Thank you very much Matt. It's great to be here.
As we look into next week, there's obviously many factors at play in quite a as ever complex macroeconomic backdrop. And a big week for the UK with a lot to iron out from a macro perspective. Perhaps you could just take us through next week and what you're gonna be focusing on in particular.
Yeah, absolutely. Thanks very much, Matt. It's another complex week for financial markets a week in which with a distinct DM Central Bank focus as the Fed, ECB and Bank of Japan meetings grabbed the headlines and a surprise cut from China highlighted the disparity or divergence of global central bank policy cycles. Next week, the impact of these policy decisions likely continue to ruminate and there are a number of focal points for us that stand out.
Firstly, we get a further focus on global growth momentum as well as regional disparities with the release of the flash global PMI data for June. Now, these data will be watched very closely with Europe and Asia of key importance. Now, more broadly, we get RBA minutes from the June meeting where details of the RBAs views on the balance of risks to growth and inflation will be keenly watched for inference about the future rate path. Canadian retail sales data will have a similar reference after the Bank of Canada ended its pause with a hike just recently. Swiss National Bank and Norges bank policy decisions on Thursday add further color to the bait on global growth momentum and divergences and will all be keenly watched.
Secondly, the impact of this week's FOMC will continue to be digested by markets into next week and beyond. Now, we discussed the Fed pause forward guidance, DOTs and the SEPs in further detail in this week's blogs. But as we approach the terminal rate in the US the incremental commentary from Fed speakers will be critical to the balance of risks. From our perspective, while many commentators view the projections from the June meeting as a hawkish surprise, it's likely that the broad economic projections set a high bar or a high economic sensitivity to delivering the projected rate hikes, particularly given the new emphasis on the pace of tightening implying slower hikes against the backdrop of a slowing growth and rebalancing supply and demand backdrop in the U S. Fed comment and market price action in the US yield curve will remain an acute focus through next week.
Then lastly, but by no means leastly next week will be a huge week for the UK. Now, from a data perspective, we get a very important CPI print where markets are expecting headline inflation to drop to 8.4% year on year, although that is still above expectations for last month's data print and a 6.7% year on year core measure. And a retail sales print also for May, which is likely to show continued weakness in consumer demand. Now these two prints and the broader economic trajectories around them highlight the core difficulties of the current monetary policy debate in the UK. A debate which will be central to the Bank of England's policy decisions on Thursday. With National Press highlighting the volatility in consumer mortgage markets, the Bank of England will be under pressure to deliver a clear narrative around the policy path and or an explicit focus on the balance of risks to this complex growth inflation dynamic. The Bank of England are expected to height 25 basis points to 4.75%, but it is likely this Thursday is more about what they say than what they do. Huge week for the Bank of England, huge week for the UK more broadly.

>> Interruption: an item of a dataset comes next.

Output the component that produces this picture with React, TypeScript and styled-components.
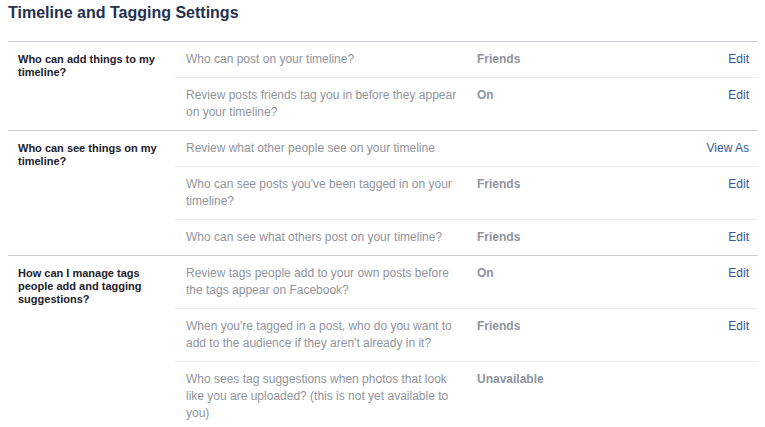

Absolutely. A big week indeed, and one that we'll be watching very closely. In the meantime, of course, as ever it is the weekend. And I think we're probably spoiled for choice, and you no doubt have many irons in the fire. So perhaps you can just talk us through what you're gonna be keeping an eye on over the weekend.
Absolutely, yeah. Thanks Matt. The football season now officially over with Man City and of course Westham United Champions of Europe. Focus now turns to the summer transfer window. Now Formula One heads to Canada with signs Mercedes are improving the pace and who knows it may soon be able to compete with the Red Bull. Athletics is back with the European Team Championships in Poland and a very interesting US Open golf tournament after the merger of the Saudi Back LIV tournament with the US and European tours, certainly cause for some additional tension at the Los Angeles Country Club at the weekend. But for me this weekend is all about the cricket, with the first Ashes test from Edgbaston. The Ashes will be an exciting prospect throughout the summer, and let's hope this sunshine continues.

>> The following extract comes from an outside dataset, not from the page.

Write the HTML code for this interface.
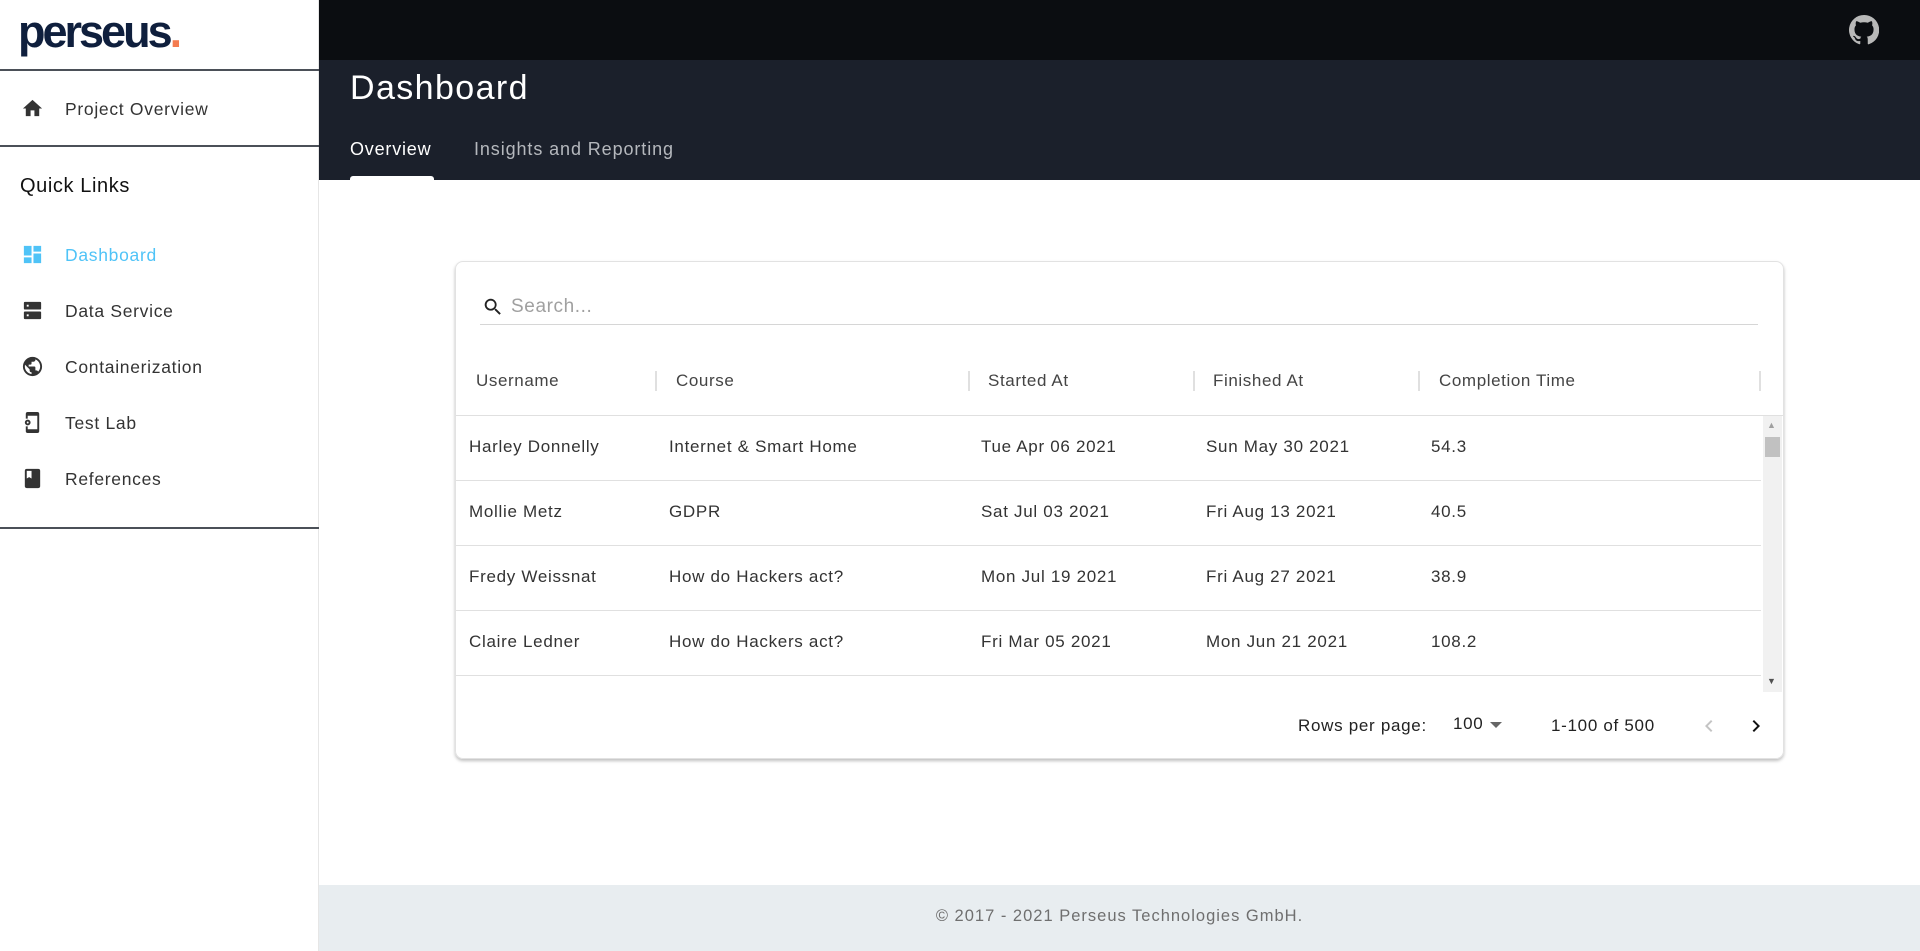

Thank you Neil. Lots to enjoy over the weekend, although I'm sure many will be mourning the end of the football season at least though for some it seemed to finish quite well. Personally, I'm very much looking forward to the cricket and I will be keeping a close eye on that over the weekend. Thank you for joining us once again and outlining your thoughts on the week ahead. I look forward to catching up with you again next week.
Thank you for joining us for "The Long and Short of the Week Ahead". Further insights are available on our website eurizonsljcapital.com/insights. We look forward to you joining us again next week for more insights into macro-economic events and "The Long and Short of the Week Ahead".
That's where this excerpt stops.